Opinión | Pedro Feal

A Coruña

‘Sirat’: en busca del paraíso perdido

La película Sirat, de Oliver Laxe, no deja indiferente a nadie: o se la ama o se la odia, pero no es «una más» y no se deja consumir sin consecuencias. Oliver, antiguo alumno mío, acierta al poetizar el abismo que refleja la crisis en la que estamos, una profunda zanja existencial en la que corremos el riesgo de despeñarnos individual y colectivamente. Con el trasfondo de una guerra mundial, o más bien universal, en la cinta los personajes buscan una salida que semeja imposible. Es cine cruel, como se ha dicho, pero propio de una realidad cruel. Pues la tragedia de esta ficción cinematográfica expresa el horror que podemos observar cada día, impotentes, frente al televisor, y que otros menos felices tienen que soportar en su propia carne. No hay más concesión al espectador que el impacto sensitivo de la música y la enigmática belleza del desierto, sobre la que se perfila la grandeza y la miseria del género humano.

La genialidad de Laxe, sin embargo, consiste en que la suya es —en términos de Umberto Eco— una «opera aperta», una obra ambigua que se abre a la interpretación. El sentido permanece latente en las imágenes y en los sentimientos que producen; no hay «discurso» explícito en el que se verbalice o explique internamente el significado del filme. Ni siquiera un argumento claro, con principio, nudo y desenlace. Más bien las escenas se suceden con un ritmo y una lógica —si cabe llamarla así— rupturista, subjetiva y emocional, dirigida al corazón y no tanto a la razón del espectador. Y es a ese corazón al que compete comprender y, sobre todo, compadecer lo que ante su mirada transcurre.

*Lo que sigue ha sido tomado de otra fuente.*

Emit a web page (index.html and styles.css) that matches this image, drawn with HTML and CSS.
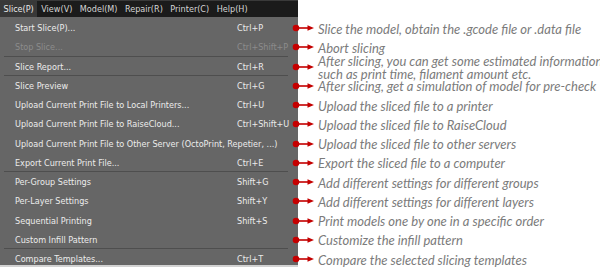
FILE: index.html
```html
<!DOCTYPE html>
<html>

<head>
    <title>Slice Menu</title>
    <link rel="stylesheet" href="styles.css">
</head>

<body>
    <svg class="defs" width="0" height="0">
        <symbol id="arrow" viewBox="0 0 22 8">
            <circle cx="4" cy="4" r="3.3" fill="#c40000"></circle>
            <rect x="5" y="3.2" width="12" height="1.6" fill="#c40000"></rect>
            <polygon points="15.5,1.2 22,4 15.5,6.8" fill="#c40000"></polygon>
        </symbol>
    </svg>

    <div class="menubar">
        <span class="menu-title active">Slice(P)</span>
        <span class="menu-title">View(V)</span>
        <span class="menu-title">Model(M)</span>
        <span class="menu-title">Repair(R)</span>
        <span class="menu-title">Printer(C)</span>
        <span class="menu-title">Help(H)</span>
    </div>

    <div class="content">
        <ul class="menu">
            <li class="item"><span>Start Slice(P)...</span><span>Ctrl+P</span></li>
            <li class="item disabled sep"><span>Stop Slice...</span><span>Ctrl+Shift+P</span></li>
            <li class="item sep"><span>Slice Report...</span><span>Ctrl+R</span></li>
            <li class="item"><span>Slice Preview</span><span>Ctrl+G</span></li>
            <li class="item"><span>Upload Current Print File to Local Printers...</span><span>Ctrl+U</span></li>
            <li class="item"><span>Upload Current Print File to RaiseCloud...</span><span>Ctrl+Shift+U</span></li>
            <li class="item"><span>Upload Current Print File to Other Server (OctoPrint, Repetier, ...)</span><span></span></li>
            <li class="item sep"><span>Export Current Print File...</span><span>Ctrl+E</span></li>
            <li class="item"><span>Per-Group Settings</span><span>Shift+G</span></li>
            <li class="item"><span>Per-Layer Settings</span><span>Shift+Y</span></li>
            <li class="item"><span>Sequential Printing</span><span>Shift+S</span></li>
            <li class="item sep"><span>Custom Infill Pattern</span><span></span></li>
            <li class="item"><span>Compare Templates...</span><span>Ctrl+T</span></li>
        </ul>

        <ul class="notes">
            <li class="note"><svg class="arrow"><use href="#arrow"></use></svg><span>Slice the model, obtain the .gcode file or .data file</span></li>
            <li class="note"><svg class="arrow"><use href="#arrow"></use></svg><span>Abort slicing</span></li>
            <li class="note"><svg class="arrow"><use href="#arrow"></use></svg><span>After slicing, you can get some estimated information<br>such as print time, filament amount etc.</span></li>
            <li class="note"><svg class="arrow"><use href="#arrow"></use></svg><span>After slicing, get a simulation of model for pre-check</span></li>
            <li class="note"><svg class="arrow"><use href="#arrow"></use></svg><span>Upload the sliced file to a printer</span></li>
            <li class="note"><svg class="arrow"><use href="#arrow"></use></svg><span>Upload the sliced file to RaiseCloud</span></li>
            <li class="note"><svg class="arrow"><use href="#arrow"></use></svg><span>Upload the sliced file to other servers</span></li>
            <li class="note"><svg class="arrow"><use href="#arrow"></use></svg><span>Export the sliced file to a computer</span></li>
            <li class="note"><svg class="arrow"><use href="#arrow"></use></svg><span>Add different settings for different groups</span></li>
            <li class="note"><svg class="arrow"><use href="#arrow"></use></svg><span>Add different settings for different layers</span></li>
            <li class="note"><svg class="arrow"><use href="#arrow"></use></svg><span>Print models one by one in a specific order</span></li>
            <li class="note"><svg class="arrow"><use href="#arrow"></use></svg><span>Customize the infill pattern</span></li>
            <li class="note"><svg class="arrow"><use href="#arrow"></use></svg><span>Compare the selected slicing templates</span></li>
        </ul>
    </div>
</body>

</html>
```

FILE: styles.css
```css
body {
    margin: 0;
    background: #fff;
    font-family: "Liberation Sans Narrow", "DejaVu Sans Condensed", "Liberation Sans", sans-serif;
    overflow: hidden;
}

.defs {
    display: block;
    height: 0;
}

.menubar {
    width: 298px;
    height: 17px;
    background: #1b1b1b;
    border-top: 1px solid #3a3a3a;
    box-sizing: border-box;
    display: flex;
    align-items: stretch;
}

.menu-title {
    padding: 0 3.5px;
    font-size: 9px;
    line-height: 16px;
    color: #d6d6d6;
    margin-right: 0.5px;
}

.menu-title.active {
    background: #383838;
    color: #e8e8e8;
}

.content {
    display: flex;
}

.menu {
    list-style: none;
    margin: 0;
    padding: 1.4px 0 0;
    width: 298px;
    height: 250px;
    box-sizing: border-box;
    background: #666;
    border-bottom: 2px solid #d2d2d2;
    flex: none;
}

.item {
    height: 19.25px;
    display: grid;
    grid-template-columns: 222px auto;
    align-items: center;
    padding-left: 15px;
    font-size: 9px;
    color: #ececec;
    white-space: nowrap;
}

.item.disabled {
    color: #8c8c8c;
}

.item.sep {
    background: linear-gradient(#4e4e4e, #4e4e4e) no-repeat 4px 100% / 284px 1px;
}

.notes {
    list-style: none;
    margin: 0 0 0 -6px;
    padding: 1.4px 0 0;
    flex: 1;
}

.note {
    height: 19.25px;
    display: flex;
    align-items: center;
    font-family: Lato, "Open Sans", sans-serif;
    font-style: italic;
    font-size: 13px;
    line-height: 12.6px;
    color: #7b7b7b;
    white-space: nowrap;
}

.note span {
    margin-left: 4px;
    padding-top: 2px;
}

.arrow {
    width: 22px;
    height: 8px;
    flex: none;
}
```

Por mi parte, en una hermeneútica libre (consciente de que es solo una más entre las posibles), me atrevo a interpretar Sirat con ayuda de las metáforas de Nietzsche en el pasaje Las tres transformaciones del espíritu, de Así hablaba Zaratustra, objeto a su vez ellas mismas de interpretación. En el texto nietzscheano se describe cómo el camello que simboliza al ser humano cargado de preceptos morales se dirige al desierto de los valores, donde arroja su pesada carga y se transforma en león que representa la voluntad nihilista de decir «no» al «tú debes» del gran dragón (¿Kant?); y que, cuando lo supera, se transforma a su vez en niño que juega inocente con el devenir diciendo «sí» a la vida tal cual es. En el fondo, acaso, una imagen poética del paraíso perdido de la infancia y de la desesperada marcha del adulto en pos de su recuperación.

En la película, la figura del camello, el humano comprometido con la moral y la sociedad, la veo reflejada en el padre de familia (encarnado por Sergi López) que va al desierto (literal) con su hijo pequeño buscando a su hija mayor perdida. Los raveros entre los que la busca, especialmente los que se escapan del control del ejército y a los que se une el padre, dejando atrás su condición de ciudadano medio, normal y legal, pueden asimilarse al león que se niega a obedecer. Pero la historia cambia al final: el niño, que bien podía estar simbolizado por el hijo, representando la superación del nihilismo por la afirmación de la vida, no podrá asumir este papel. Tras la desolación quedará únicamente la adhesión al viaje por raíles fijos de una multitud de desheredados de los que no sabemos si se dirigen a una meta trascendente o tan solo tratan de sobrevivir.

Pero Laxe, como queda dicho, no quiere racionalizar el mensaje y dárselo masticado al espectador sino provocar en él un alud de sensaciones y emociones, algunas impactantes o sublimes y otras aterradoras, para obligarlo a reaccionar, «épater le bourgeois» como se decía en 1968. Y hacerle saltar —en algunos casos, literalmente— de su asiento y su zona de confort. Para ello muestra el lado más duro de la existencia en el marco de un palsaje desoladoramente bello. Donde, como cantó Rilke, la belleza es solo el comienzo de lo terrible que aún podemos soportar. Pero ésta es precisamente según el poeta en su Elegía del Duino, la cualidad —tal vez incluso la misión— del ángel, al fin y al cabo mensajero (ángelos) de lo divino, que Oliver Laxe con esta película parece haber querido emular.